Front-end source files
——————
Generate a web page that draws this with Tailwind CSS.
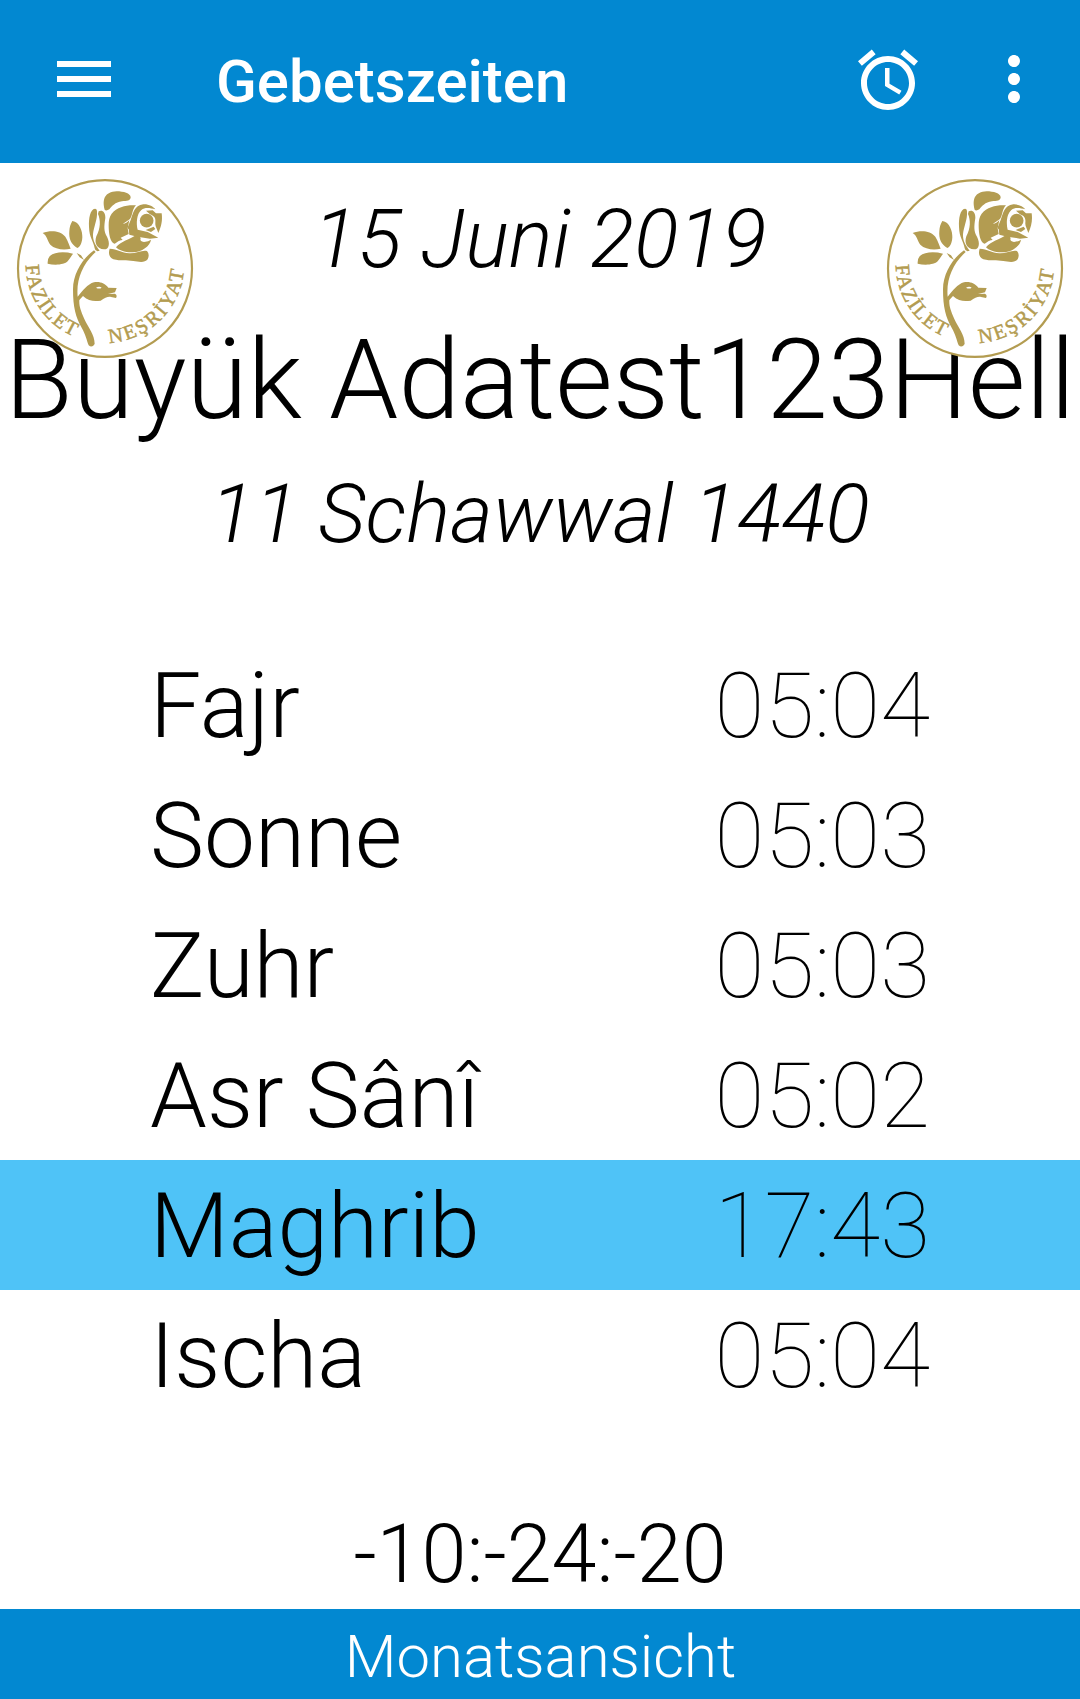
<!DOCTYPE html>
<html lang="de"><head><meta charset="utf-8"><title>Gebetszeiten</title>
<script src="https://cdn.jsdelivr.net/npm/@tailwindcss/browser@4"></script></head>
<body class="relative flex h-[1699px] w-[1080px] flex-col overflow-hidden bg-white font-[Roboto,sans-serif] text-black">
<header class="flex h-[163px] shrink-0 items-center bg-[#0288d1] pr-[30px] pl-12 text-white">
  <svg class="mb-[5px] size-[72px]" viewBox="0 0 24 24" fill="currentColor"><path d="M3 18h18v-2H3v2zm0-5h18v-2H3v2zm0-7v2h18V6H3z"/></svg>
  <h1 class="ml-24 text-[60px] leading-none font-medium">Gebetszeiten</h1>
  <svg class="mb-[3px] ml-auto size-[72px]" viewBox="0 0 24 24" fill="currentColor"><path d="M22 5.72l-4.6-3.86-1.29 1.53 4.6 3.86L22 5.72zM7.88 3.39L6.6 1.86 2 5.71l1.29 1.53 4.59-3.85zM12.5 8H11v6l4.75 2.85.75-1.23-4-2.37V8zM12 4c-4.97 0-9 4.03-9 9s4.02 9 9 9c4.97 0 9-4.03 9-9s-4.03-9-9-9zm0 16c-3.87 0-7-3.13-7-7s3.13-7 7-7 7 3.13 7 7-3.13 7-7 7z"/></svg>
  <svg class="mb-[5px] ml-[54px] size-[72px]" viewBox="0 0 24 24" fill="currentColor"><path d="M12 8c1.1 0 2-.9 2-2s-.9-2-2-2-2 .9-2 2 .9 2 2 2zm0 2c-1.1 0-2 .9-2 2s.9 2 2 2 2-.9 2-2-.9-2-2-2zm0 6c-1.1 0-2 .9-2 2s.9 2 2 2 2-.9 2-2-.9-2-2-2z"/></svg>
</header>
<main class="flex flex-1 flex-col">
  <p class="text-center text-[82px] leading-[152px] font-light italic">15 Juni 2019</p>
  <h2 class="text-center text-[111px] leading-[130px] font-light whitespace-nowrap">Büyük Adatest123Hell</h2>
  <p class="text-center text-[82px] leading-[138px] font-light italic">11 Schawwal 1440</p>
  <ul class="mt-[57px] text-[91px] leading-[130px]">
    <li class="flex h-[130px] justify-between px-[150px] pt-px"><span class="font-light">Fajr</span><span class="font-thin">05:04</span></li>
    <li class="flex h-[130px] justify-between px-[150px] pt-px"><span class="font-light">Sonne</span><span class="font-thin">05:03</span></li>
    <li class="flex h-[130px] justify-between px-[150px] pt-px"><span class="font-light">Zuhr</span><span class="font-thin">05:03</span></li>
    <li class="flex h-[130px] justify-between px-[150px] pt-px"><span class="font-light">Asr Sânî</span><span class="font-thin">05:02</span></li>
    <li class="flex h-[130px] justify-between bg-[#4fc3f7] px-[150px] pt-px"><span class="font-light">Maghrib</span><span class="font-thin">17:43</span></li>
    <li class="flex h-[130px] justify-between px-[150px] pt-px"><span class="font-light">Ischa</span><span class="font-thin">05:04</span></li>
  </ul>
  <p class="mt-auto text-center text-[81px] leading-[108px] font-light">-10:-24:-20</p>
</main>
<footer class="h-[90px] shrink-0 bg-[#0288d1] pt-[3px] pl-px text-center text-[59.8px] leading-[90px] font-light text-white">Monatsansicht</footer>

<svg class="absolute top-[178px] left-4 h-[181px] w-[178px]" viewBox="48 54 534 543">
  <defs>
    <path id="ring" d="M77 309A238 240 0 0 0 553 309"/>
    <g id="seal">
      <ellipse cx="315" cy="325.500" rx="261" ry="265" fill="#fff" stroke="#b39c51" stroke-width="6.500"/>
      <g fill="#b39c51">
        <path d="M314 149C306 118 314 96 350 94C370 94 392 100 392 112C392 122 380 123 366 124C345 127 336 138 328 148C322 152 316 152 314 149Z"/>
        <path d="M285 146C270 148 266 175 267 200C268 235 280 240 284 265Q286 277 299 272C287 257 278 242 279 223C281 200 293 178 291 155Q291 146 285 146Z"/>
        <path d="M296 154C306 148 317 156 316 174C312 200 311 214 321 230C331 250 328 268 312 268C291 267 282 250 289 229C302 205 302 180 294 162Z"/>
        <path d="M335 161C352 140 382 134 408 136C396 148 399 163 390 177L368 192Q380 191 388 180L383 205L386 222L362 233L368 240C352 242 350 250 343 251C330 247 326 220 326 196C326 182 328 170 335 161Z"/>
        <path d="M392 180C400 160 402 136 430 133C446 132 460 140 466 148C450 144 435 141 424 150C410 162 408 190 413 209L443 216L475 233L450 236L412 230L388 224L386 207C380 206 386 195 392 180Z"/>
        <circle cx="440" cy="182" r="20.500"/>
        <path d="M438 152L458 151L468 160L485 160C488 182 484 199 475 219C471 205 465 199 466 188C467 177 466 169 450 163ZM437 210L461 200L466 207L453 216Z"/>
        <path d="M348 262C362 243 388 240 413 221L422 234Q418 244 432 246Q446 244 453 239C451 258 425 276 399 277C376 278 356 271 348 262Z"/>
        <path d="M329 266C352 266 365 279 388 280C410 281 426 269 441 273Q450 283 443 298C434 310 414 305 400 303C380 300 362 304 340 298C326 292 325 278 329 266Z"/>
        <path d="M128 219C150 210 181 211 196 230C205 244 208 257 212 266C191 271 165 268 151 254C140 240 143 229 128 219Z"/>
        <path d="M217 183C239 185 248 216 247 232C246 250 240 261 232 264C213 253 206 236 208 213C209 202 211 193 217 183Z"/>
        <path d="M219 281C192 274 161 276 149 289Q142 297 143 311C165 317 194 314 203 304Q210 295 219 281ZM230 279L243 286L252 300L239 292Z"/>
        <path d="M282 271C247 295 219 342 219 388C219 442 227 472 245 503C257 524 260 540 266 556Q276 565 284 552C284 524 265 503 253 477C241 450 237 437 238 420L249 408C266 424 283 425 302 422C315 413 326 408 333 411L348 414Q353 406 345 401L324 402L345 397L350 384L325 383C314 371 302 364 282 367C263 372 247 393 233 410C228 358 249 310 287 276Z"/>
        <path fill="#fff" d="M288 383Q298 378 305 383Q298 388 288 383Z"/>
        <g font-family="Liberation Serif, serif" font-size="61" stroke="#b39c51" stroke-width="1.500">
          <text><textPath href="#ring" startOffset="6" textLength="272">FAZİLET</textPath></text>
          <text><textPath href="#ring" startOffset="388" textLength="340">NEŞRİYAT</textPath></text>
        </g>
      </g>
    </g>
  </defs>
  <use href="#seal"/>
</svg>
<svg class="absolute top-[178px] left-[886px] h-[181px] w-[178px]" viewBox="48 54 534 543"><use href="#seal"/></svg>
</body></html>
——————
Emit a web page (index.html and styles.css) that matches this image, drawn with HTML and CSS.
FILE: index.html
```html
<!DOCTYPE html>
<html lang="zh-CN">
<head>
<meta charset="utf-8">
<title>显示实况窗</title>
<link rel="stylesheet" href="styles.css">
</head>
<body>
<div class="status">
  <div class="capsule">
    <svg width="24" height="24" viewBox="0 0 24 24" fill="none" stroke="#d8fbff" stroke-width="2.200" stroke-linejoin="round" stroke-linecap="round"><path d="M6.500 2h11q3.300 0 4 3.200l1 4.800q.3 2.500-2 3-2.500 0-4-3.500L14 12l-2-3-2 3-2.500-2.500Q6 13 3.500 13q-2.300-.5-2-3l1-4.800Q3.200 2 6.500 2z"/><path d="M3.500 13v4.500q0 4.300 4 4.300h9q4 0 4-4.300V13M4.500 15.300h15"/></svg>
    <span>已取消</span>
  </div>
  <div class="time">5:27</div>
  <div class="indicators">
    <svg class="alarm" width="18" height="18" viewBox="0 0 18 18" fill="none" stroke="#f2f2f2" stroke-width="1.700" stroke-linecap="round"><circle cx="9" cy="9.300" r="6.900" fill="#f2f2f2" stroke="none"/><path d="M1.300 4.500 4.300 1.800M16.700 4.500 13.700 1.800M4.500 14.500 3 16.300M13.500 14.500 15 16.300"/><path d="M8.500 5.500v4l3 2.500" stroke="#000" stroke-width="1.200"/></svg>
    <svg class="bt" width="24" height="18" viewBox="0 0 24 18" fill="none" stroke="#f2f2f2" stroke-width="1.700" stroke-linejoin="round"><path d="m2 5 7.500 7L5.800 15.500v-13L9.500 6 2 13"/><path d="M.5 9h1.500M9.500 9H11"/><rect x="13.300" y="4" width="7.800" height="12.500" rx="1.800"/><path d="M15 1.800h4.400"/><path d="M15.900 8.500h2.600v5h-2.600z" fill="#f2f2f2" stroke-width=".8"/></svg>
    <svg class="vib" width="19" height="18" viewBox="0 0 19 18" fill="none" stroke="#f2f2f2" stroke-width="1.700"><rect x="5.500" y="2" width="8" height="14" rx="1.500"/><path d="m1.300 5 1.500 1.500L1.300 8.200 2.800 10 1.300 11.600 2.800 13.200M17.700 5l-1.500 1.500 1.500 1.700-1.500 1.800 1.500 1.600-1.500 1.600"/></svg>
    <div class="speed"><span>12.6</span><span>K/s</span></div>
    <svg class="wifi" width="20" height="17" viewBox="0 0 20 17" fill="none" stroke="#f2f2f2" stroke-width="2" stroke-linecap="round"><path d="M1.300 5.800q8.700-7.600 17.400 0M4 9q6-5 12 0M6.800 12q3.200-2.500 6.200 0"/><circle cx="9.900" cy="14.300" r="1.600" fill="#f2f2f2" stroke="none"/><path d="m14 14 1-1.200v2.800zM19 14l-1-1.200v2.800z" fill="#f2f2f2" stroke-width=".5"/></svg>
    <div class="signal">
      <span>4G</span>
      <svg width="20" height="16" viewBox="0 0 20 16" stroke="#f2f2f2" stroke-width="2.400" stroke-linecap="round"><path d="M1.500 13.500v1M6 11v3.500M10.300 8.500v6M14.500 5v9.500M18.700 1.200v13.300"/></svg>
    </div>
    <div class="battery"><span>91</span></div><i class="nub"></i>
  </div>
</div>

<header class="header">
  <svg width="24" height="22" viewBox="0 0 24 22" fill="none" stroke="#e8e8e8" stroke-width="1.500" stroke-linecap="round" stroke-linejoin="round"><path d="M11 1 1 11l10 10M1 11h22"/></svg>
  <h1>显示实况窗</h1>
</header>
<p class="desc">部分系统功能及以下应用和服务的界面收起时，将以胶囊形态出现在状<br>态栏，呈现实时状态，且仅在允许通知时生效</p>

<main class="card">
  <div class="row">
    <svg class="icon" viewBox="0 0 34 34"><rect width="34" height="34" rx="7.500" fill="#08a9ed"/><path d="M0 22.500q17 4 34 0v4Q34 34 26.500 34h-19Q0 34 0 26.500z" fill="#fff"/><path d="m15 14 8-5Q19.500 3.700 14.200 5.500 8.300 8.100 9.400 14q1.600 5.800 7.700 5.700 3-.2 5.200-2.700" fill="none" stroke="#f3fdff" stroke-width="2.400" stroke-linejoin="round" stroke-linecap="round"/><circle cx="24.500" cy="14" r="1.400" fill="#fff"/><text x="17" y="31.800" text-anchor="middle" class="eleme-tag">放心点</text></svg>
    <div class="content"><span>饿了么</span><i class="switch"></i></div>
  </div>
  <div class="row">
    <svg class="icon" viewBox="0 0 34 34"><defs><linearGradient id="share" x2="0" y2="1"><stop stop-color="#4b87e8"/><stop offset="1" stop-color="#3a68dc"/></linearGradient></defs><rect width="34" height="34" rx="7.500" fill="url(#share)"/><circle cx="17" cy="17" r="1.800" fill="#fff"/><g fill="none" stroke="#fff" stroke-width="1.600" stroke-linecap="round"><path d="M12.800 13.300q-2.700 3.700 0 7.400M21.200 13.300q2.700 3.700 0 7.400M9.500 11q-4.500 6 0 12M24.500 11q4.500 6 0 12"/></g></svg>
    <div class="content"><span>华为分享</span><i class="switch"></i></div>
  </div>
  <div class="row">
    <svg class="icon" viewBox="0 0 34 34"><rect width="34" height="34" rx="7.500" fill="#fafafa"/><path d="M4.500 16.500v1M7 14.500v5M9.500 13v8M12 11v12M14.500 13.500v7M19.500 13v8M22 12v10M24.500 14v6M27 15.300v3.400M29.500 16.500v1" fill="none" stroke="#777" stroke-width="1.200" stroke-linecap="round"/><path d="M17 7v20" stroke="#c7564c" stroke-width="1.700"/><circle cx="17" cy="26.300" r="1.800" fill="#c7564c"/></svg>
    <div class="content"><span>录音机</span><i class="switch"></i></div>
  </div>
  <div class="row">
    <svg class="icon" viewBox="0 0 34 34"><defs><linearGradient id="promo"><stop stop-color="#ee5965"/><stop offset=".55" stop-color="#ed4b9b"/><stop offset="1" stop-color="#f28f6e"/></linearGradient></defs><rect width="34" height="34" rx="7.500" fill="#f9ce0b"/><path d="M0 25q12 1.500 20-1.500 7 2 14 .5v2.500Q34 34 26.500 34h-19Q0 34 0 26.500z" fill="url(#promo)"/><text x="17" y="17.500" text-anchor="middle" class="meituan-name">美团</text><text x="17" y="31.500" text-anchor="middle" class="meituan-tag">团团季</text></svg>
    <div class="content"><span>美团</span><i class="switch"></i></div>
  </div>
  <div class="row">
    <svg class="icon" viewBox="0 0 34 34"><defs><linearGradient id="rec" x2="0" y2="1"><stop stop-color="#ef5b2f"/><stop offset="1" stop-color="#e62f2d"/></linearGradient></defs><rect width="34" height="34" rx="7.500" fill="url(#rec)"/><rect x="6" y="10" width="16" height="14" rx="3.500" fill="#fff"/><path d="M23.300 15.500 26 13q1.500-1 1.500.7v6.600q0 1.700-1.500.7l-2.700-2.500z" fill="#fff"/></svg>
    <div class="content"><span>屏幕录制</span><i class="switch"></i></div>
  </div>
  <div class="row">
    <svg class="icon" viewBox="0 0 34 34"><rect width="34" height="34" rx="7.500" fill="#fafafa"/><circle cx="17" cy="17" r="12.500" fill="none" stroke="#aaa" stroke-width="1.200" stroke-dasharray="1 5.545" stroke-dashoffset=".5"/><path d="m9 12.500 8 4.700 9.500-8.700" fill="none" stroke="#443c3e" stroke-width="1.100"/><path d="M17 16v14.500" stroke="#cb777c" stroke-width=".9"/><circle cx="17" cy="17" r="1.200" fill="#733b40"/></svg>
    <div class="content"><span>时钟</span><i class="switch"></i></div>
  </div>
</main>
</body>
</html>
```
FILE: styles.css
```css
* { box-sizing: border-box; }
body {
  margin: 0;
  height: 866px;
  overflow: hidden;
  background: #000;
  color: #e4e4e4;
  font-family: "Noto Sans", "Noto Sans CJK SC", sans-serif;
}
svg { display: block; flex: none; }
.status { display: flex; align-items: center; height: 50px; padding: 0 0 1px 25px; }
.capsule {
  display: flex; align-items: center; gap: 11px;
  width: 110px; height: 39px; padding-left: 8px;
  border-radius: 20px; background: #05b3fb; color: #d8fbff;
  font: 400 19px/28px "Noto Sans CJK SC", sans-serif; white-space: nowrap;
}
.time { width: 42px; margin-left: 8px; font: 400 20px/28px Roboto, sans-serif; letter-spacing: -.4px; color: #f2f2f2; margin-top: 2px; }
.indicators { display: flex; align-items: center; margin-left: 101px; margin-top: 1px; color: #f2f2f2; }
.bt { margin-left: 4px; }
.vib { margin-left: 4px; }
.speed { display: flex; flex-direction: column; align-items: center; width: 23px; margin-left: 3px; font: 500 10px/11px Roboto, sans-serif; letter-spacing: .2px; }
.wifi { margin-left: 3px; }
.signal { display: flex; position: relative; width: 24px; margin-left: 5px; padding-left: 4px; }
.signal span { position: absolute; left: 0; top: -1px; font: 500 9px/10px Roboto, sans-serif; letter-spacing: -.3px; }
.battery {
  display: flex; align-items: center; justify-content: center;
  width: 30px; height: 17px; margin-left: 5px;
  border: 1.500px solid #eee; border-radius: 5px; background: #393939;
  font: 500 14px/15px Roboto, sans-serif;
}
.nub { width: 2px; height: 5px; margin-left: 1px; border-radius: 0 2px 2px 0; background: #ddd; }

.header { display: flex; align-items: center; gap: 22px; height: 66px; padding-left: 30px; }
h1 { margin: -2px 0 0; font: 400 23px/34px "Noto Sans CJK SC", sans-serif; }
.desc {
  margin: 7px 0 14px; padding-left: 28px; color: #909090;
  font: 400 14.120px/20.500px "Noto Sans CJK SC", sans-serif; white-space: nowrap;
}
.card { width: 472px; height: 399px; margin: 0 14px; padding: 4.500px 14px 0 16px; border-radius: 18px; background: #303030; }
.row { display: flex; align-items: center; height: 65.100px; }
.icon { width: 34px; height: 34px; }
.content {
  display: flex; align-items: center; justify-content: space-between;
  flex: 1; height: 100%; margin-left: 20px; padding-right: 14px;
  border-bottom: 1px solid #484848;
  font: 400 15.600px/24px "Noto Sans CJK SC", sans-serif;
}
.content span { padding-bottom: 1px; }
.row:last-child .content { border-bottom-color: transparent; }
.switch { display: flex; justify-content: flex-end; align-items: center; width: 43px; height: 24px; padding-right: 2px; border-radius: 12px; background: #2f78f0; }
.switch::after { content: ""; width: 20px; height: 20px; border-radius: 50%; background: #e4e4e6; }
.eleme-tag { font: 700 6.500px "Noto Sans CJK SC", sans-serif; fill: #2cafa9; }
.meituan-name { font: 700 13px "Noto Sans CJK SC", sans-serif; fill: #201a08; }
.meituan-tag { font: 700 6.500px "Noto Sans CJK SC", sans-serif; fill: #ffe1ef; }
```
——————
**EXERCISE INSTRUCTIONS:**
In the entries above, find each line with the word "index" and show it.

**ANSWER FOR THIS EXERCISE:**
Emit a web page (index.html and styles.css) that matches this image, drawn with HTML and CSS.
FILE: index.html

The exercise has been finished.